The reason of the theoretical increase of summer heat being greater than the decrease of winter cold is because we are now nearest the sun in winter and farthest in summer, whereas we calculate the temperatures of the glacial epoch for the phase of precession when the aphelion was in winter. A large part of the increase of temperature would no doubt be used up in melting ice and evaporating water, so that there would be a much less increase of sensible heat; while only a portion of the theoretical lowering of temperature in winter would be actually produced owing to equalising effect of winds and currents, and the storing up of heat by the earth and ocean.

46   Dr. Croll says this "is one of the most widespread and fundamental errors within the whole range of geological climatology." The temperature of the snow itself is, he says, one of the main factors. (Climate and Cosmology, p. 85.) But surely the temperature of the snow must depend on the temperature of the air through which it falls.

47   In an account of Prof. Nordenskjöld's recent expedition round the northern coast of Asia, given in Nature, November 20th, 1879, we have the following passage, fully supporting the statement in the text. "Along the whole coast, from the White Sea to Behring's Straits, no glacier was seen. During autumn the Siberian coast is nearly free of ice and snow. There are no mountains covered all the year round with snow, although some of them rise to a height of more than 2,000 feet." It must be remembered that the north coast of Eastern Siberia is in the area of supposed greatest winter cold on the globe.

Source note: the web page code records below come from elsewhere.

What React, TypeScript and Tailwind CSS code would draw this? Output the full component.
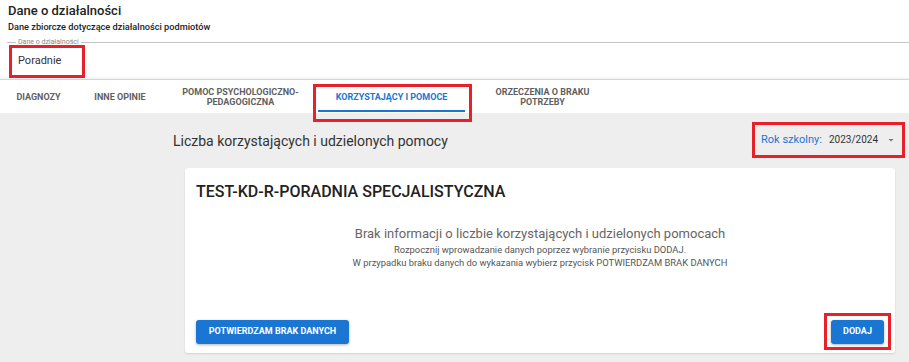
import React from "react";

const tabs = [
  { label: ["DIAGNOZY"], w: "w-[77px]" },
  { label: ["INNE OPINIE"], w: "w-[86px]" },
  { label: ["POMOC PSYCHOLOGICZNO-", "PEDAGOGICZNA"], w: "w-[155px]" },
  { label: ["KORZYSTAJĄCY I POMOCE"], w: "w-[147px]", active: true },
  { label: ["ORZECZENIA O BRAKU", "POTRZEBY"], w: "w-[155px]" },
];

function Tab({ label, w, active }: { label: string[]; w: string; active?: boolean }) {
  return (
    <div
      className={`${w} relative flex flex-col items-center justify-center text-center text-[9px] font-bold leading-[10px] ${
        active ? "text-[#1976d2]" : "text-[#5f5f5f]"
      }`}
    >
      {label.map((l) => (
        <span key={l}>{l}</span>
      ))}
      {active && <span className="absolute bottom-[1px] left-0 right-0 h-[2px] bg-[#1976d2]" />}
    </div>
  );
}

export default function App() {
  return (
    <div
      className="relative w-[909px] h-[362px] overflow-hidden bg-white text-[#212121]"
      style={{ fontFamily: "Roboto, 'Liberation Sans', sans-serif" }}
    >
      <header className="px-2 pt-[2px]">
        <h1 className="text-[13px] font-medium leading-[18px] text-[#222]">Dane o działalności</h1>
        <p className="text-[9.2px] font-medium leading-[13px] text-[#222]">
          Dane zbiorcze dotyczące działalności podmiotów
        </p>
      </header>

      <fieldset className="ml-[7px] mt-[5px] h-[41px] border-t border-[#c4c4c4]">
        <legend className="ml-[9px] px-[2px] text-[7px] leading-[8px] text-[#888]">Dane o działalności</legend>
        <div className="pl-[11px] pt-[8px] text-[11px] leading-[14px] text-[#333]">Poradnie</div>
      </fieldset>

      <nav className="flex h-[34px] border-t border-[#d6d6d6] bg-white shadow-[0_-1px_2px_rgba(0,0,0,0.08)]">
        {tabs.map((t) => (
          <Tab key={t.label[0]} {...t} />
        ))}
      </nav>

      <main className="h-[249px] bg-[#eeeeee] pl-[173px] pr-[4px]">
        <div className="flex items-start justify-between pt-[10px]">
          <h2 className="pt-[9px] text-[14px] leading-[18px] text-[#333]">
            Liczba korzystających i udzielonych pomocy
          </h2>
          <div className="flex items-start gap-[7px] pr-[10px] pt-[10px]">
            <span className="text-[11px] leading-[14px] text-[#1976d2]">Rok szkolny:</span>
            <div className="flex w-[66px] items-start justify-between border-b border-[#c8c8c8] pb-[10px]">
              <span className="text-[10px] leading-[14px] text-[#333]">2023/2024</span>
              <svg width="8" height="14" viewBox="0 0 8 14">
                <path d="M1.5 6 L4 8.5 L6.5 6 Z" fill="#777" />
              </svg>
            </div>
          </div>
        </div>

        <section className="ml-[12px] mr-[10px] mt-[10px] flex h-[185px] flex-col rounded-[3px] bg-white px-[11px] pb-[9px] shadow-[0_1px_2px_rgba(0,0,0,0.12)]">
          <h3 className="pt-[14px] text-[16px] font-medium leading-[20px] text-[#222]">
            TEST-KD-R-PORADNIA SPECJALISTYCZNA
          </h3>
          <div className="mt-[24px] flex flex-col items-center text-center">
            <p className="text-[13px] leading-[16px] text-[#666]">
              Brak informacji o liczbie korzystających i udzielonych pomocach
            </p>
            <p className="mt-[2px] text-[9.4px] leading-[12px] text-[#555]">
              Rozpocznij wprowadzanie danych poprzez wybranie przycisku DODAJ.
            </p>
            <p className="mt-[1px] text-[9.4px] leading-[12px] text-[#555]">
              W przypadku braku danych do wykazania wybierz przycisk POTWIERDZAM BRAK DANYCH
            </p>
          </div>
          <div className="mt-auto flex items-center justify-between">
            <button className="h-[24px] w-[153px] rounded-[3px] bg-[#1976d2] text-[9px] font-bold text-white shadow-[0_1px_3px_rgba(0,0,0,0.3)]">
              POTWIERDZAM BRAK DANYCH
            </button>
            <button className="h-[24px] w-[53px] rounded-[3px] bg-[#1976d2] text-[9px] font-bold text-white shadow-[0_1px_3px_rgba(0,0,0,0.3)]">
              DODAJ
            </button>
          </div>
        </section>
      </main>

      {/* red annotation boxes */}
      <div className="pointer-events-none absolute left-[9px] top-[45px] h-[33px] w-[76px] border-[3px] border-[#e8202a]" />
      <div className="pointer-events-none absolute left-[313px] top-[84px] h-[38px] w-[159px] border-[3px] border-[#e8202a]" />
      <div className="pointer-events-none absolute left-[752px] top-[122px] h-[36px] w-[153px] border-[3px] border-[#e8202a]" />
      <div className="pointer-events-none absolute left-[824px] top-[313px] h-[37px] w-[67px] border-[3px] border-[#e8202a]" />
    </div>
  );
}
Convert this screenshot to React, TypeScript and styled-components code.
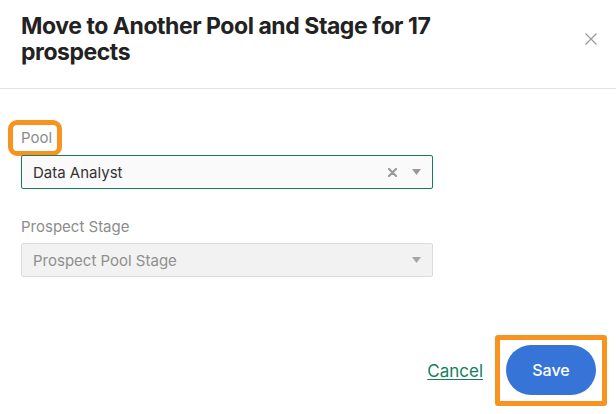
import React from "react";
import styled, { createGlobalStyle } from "styled-components";

const Global = createGlobalStyle`
  html, body { margin: 0; padding: 0; background: #ffffff; }
  body { font-family: "Inter", "Liberation Sans", Arial, sans-serif; -webkit-font-smoothing: antialiased; }
  * { box-sizing: border-box; }
`;

const Dialog = styled.div`
  width: 616px;
  height: 414px;
  display: flex;
  flex-direction: column;
  background: #fff;
`;

const Header = styled.div`
  display: flex;
  align-items: flex-start;
  justify-content: space-between;
  padding: 13px 19px 23px 21px;
  border-bottom: 1px solid #e3e3e3;
`;

const Title = styled.h1`
  margin: 0;
  max-width: 440px;
  font-size: 23px;
  line-height: 26px;
  font-weight: 700;
  color: #222222;
  letter-spacing: -0.45px;
`;

const CloseButton = styled.button`
  border: 0;
  background: none;
  padding: 0;
  margin-top: 20px;
  width: 12px;
  height: 12px;
  display: flex;
  cursor: pointer;
`;

const Body = styled.div`
  display: flex;
  flex-direction: column;
  padding: 39px 183px 0 21px;
`;

const Field = styled.div<{ $gap?: number }>`
  display: flex;
  flex-direction: column;
  margin-bottom: ${(p) => p.$gap ?? 0}px;
`;

const Label = styled.label<{ $highlight?: boolean }>`
  align-self: flex-start;
  font-size: 15px;
  line-height: 20px;
  color: #8c8c8c;
  margin-bottom: 6px;
  ${(p) =>
    p.$highlight
      ? `
    margin-left: -5px;
    margin-bottom: 7px;
    padding: 0 2px 0 5px;
    border-radius: 1px;
    outline: 5px solid #f7931e;
    outline-offset: 3px;
  `
      : ""}
`;

const SelectBox = styled.div<{ $disabled?: boolean }>`
  height: 34px;
  display: flex;
  align-items: center;
  padding: 0 11px 0 11px;
  border: 1px solid ${(p) => (p.$disabled ? "#dcdcdc" : "#13805c")};
  border-radius: 2px;
  background: ${(p) => (p.$disabled ? "#f2f2f2" : "#fafafa")};
`;

const Value = styled.span<{ $muted?: boolean }>`
  flex: 1;
  font-size: 15px;
  color: ${(p) => (p.$muted ? "#8f8f8f" : "#333333")};
`;

const Icons = styled.span`
  display: flex;
  align-items: center;
  gap: 15px;
`;

const Footer = styled.div`
  margin-top: auto;
  display: flex;
  justify-content: flex-end;
  align-items: center;
  padding: 0 9px 8px 0;
`;

const CancelLink = styled.a`
  font-size: 17px;
  color: #13805c;
  text-decoration: underline;
  text-underline-offset: 2px;
  text-decoration-thickness: 1px;
  margin-right: 12px;
  cursor: pointer;
`;

const Highlight = styled.div`
  border: 5px solid #f7931e;
  border-radius: 3px;
  padding: 5px 6px 6px 6px;
  display: flex;
`;

const SaveButton = styled.button`
  width: 90px;
  height: 50px;
  border: 0;
  border-radius: 25px;
  background: #3674d8;
  color: #fff;
  font-family: inherit;
  font-size: 16px;
  font-weight: 500;
  cursor: pointer;
`;

const ClearIcon = () => (
  <svg width="9" height="9" viewBox="0 0 9 9">
    <path d="M1 1 L8 8 M8 1 L1 8" stroke="#9a9a9a" strokeWidth="2.2" strokeLinecap="round" />
  </svg>
);

const Caret = ({ color = "#9a9a9a" }: { color?: string }) => (
  <svg width="9" height="6" viewBox="0 0 9 6">
    <path d="M0 0 H9 L4.5 6 Z" fill={color} />
  </svg>
);

export default function App() {
  return (
    <>
      <Global />
      <Dialog>
        <Header>
          <Title>Move to Another Pool and Stage for 17 prospects</Title>
          <CloseButton aria-label="Close">
            <svg width="12" height="12" viewBox="0 0 12 12">
              <path d="M0.5 0.5 L11.5 11.5 M11.5 0.5 L0.5 11.5" stroke="#9b9b9b" strokeWidth="1.2" />
            </svg>
          </CloseButton>
        </Header>
        <Body>
          <Field $gap={28}>
            <Label $highlight>Pool</Label>
            <SelectBox>
              <Value>Data Analyst</Value>
              <Icons>
                <ClearIcon />
                <Caret />
              </Icons>
            </SelectBox>
          </Field>
          <Field>
            <Label>Prospect Stage</Label>
            <SelectBox $disabled>
              <Value $muted>Prospect Pool Stage</Value>
              <Icons>
                <Caret color="#a6a6a6" />
              </Icons>
            </SelectBox>
          </Field>
        </Body>
        <Footer>
          <CancelLink>Cancel</CancelLink>
          <Highlight>
            <SaveButton>Save</SaveButton>
          </Highlight>
        </Footer>
      </Dialog>
    </>
  );
}
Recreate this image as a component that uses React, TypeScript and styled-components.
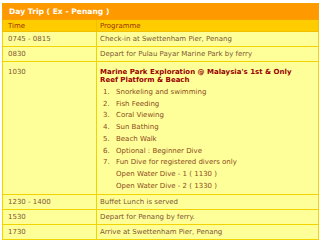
import styled, { createGlobalStyle } from 'styled-components';

const GlobalStyle = createGlobalStyle`
  body {
    margin: 0;
    background: #ffffff;
  }
`;

const Page = styled.div`
  padding: 3px 2px 0 2px;
  font-family: 'DejaVu Sans', Verdana, sans-serif;
`;

const Table = styled.table`
  width: 316px;
  border-collapse: collapse;
  border: 1px solid #f2cf00;
  table-layout: fixed;
`;

const Col = styled.col<{ $w: number }>`
  width: ${p => p.$w}px;
`;

const TitleCell = styled.th`
  background: #ff9900;
  color: #ffffff;
  font-size: 7.6px;
  font-weight: bold;
  text-align: left;
  height: 15px;
  padding: 0 0 0 6px;
  border: 1px solid #f7a000;
`;

const HeadCell = styled.th<{ $first?: boolean }>`
  background: #ffcc00;
  color: #993300;
  font-size: 7px;
  font-weight: normal;
  text-align: left;
  height: 11px;
  padding: 0 0 0 ${p => (p.$first ? '5px' : '3px')};
  border: 1px solid #f0c000;
`;

const Cell = styled.td<{ $first?: boolean; $tall?: boolean }>`
  background: #ffff99;
  color: #7d5634;
  font-size: 7px;
  line-height: 11px;
  vertical-align: top;
  padding: ${p => (p.$tall ? '5px' : '2px')} 3px ${p => (p.$tall ? '2px' : '1px')} ${p => (p.$first ? '5px' : '3px')};
  border: 1px solid #f0d400;
  white-space: nowrap;
`;

const Highlight = styled.div`
  color: #990000;
  font-weight: bold;
  line-height: 8px;
  padding-top: 1px;
`;

const Steps = styled.ol`
  margin: 3px 0 0 0;
  padding: 0 0 0 3px;
  list-style: none;
  counter-reset: step;
  line-height: 11.7px;
  color: #8a4a20;
`;

const Step = styled.li`
  counter-increment: step;
  padding-left: 13px;
  text-indent: -13px;

  &::before {
    content: counter(step) '.';
    display: inline-block;
    width: 13px;
    text-indent: 0;
  }
`;

const schedule = [
  { time: '0745 - 0815', text: 'Check-in at Swettenham Pier, Penang' },
  { time: '0830', text: 'Depart for Pulau Payar Marine Park by ferry' },
];

const after = [
  { time: '1230 - 1400', text: 'Buffet Lunch is served' },
  { time: '1530', text: 'Depart for Penang by ferry.' },
  { time: '1730', text: 'Arrive at Swettenham Pier, Penang' },
];

export default function App() {
  return (
    <Page>
      <GlobalStyle />
      <Table>
        <colgroup>
          <Col $w={94} />
          <Col $w={222} />
        </colgroup>
        <thead>
          <tr>
            <TitleCell colSpan={2}>Day Trip ( Ex - Penang )</TitleCell>
          </tr>
          <tr>
            <HeadCell $first>Time</HeadCell>
            <HeadCell>Programme</HeadCell>
          </tr>
        </thead>
        <tbody>
          {schedule.map(row => (
            <tr key={row.time}>
              <Cell $first>{row.time}</Cell>
              <Cell>{row.text}</Cell>
            </tr>
          ))}
          <tr>
            <Cell $first $tall>1030</Cell>
            <Cell $tall>
              <Highlight>
                Marine Park Exploration @ Malaysia's 1st &amp; Only
                <br />
                Reef Platform &amp; Beach
              </Highlight>
              <Steps>
                <Step>Snorkeling and swimming</Step>
                <Step>Fish Feeding</Step>
                <Step>Coral Viewing</Step>
                <Step>Sun Bathing</Step>
                <Step>Beach Walk</Step>
                <Step>Optional : Beginner Dive</Step>
                <Step>
                  Fun Dive for registered divers only
                  <br />
                  Open Water Dive - 1 ( 1130 )
                  <br />
                  Open Water Dive - 2 ( 1330 )
                </Step>
              </Steps>
            </Cell>
          </tr>
          {after.map(row => (
            <tr key={row.time}>
              <Cell $first>{row.time}</Cell>
              <Cell>{row.text}</Cell>
            </tr>
          ))}
        </tbody>
      </Table>
    </Page>
  );
}
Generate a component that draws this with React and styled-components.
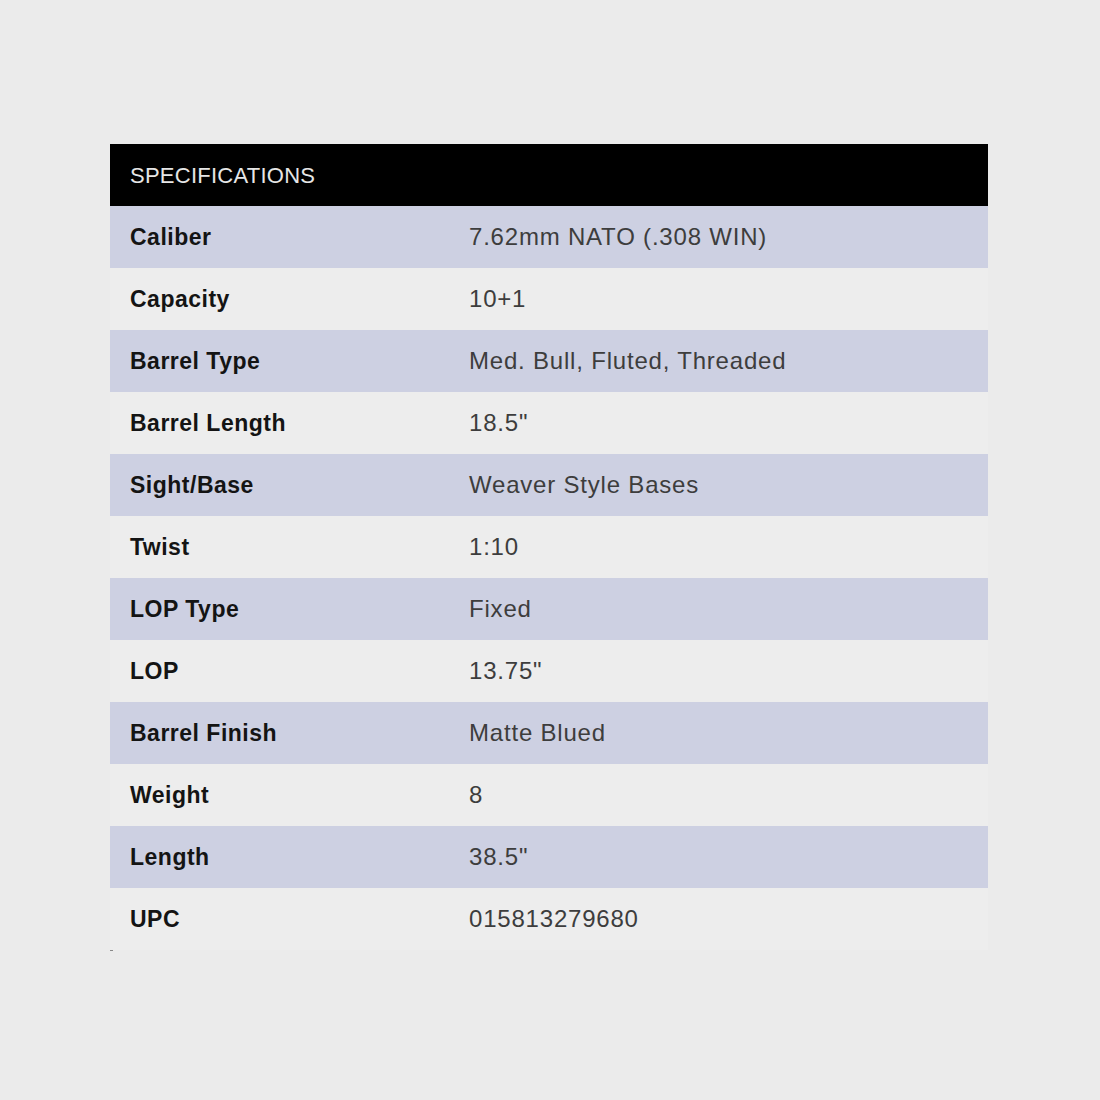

48   Dr. Croll objects to this argument on the ground that Greenland and the Antarctic continent are probably lowlands or groups of islands. (Climate and Cosmology, Chap. V.)

49   "On the Glacial Epoch," by James Croll. Geol. Mag. July, August, 1874.

50   "The general absence of recent marks of glacial action in Eastern Europe is well known; and the series of changes which have been so well traced and described by Prof. Szabó as occurring in those districts seems to leave no room for those periodical extensions of 'ice-caps' with which some authors in this country have amused themselves and their readers. Mr. Campbell, whose ability to recognise the physical evidence of glaciers will scarcely be questioned, finds quite the same absence of the proof of extensive ice-action in North America, westward of the meridian of Chicago." (Prof. J. W. Judd in Geol. Mag. 1876, p. 535.)

The same author notes the diminution of marks of ice-action on going eastward in the Alps; and the Altai Mountains far in Central Asia show no signs of having been largely glaciated. West of the Rocky Mountains, however, in the Sierra Nevada and the coast ranges further north, signs of extensive old glaciers again appear; all which phenomena are strikingly in accordance with the theory here advocated, of the absolute dependence of glaciation on abundant rainfall and elevated snow-condensers and accumulators.

51   I have somewhat modified this whole passage in the endeavour to represent more accurately the difference between the views of Dr. Croll and Sir Charles Lyell.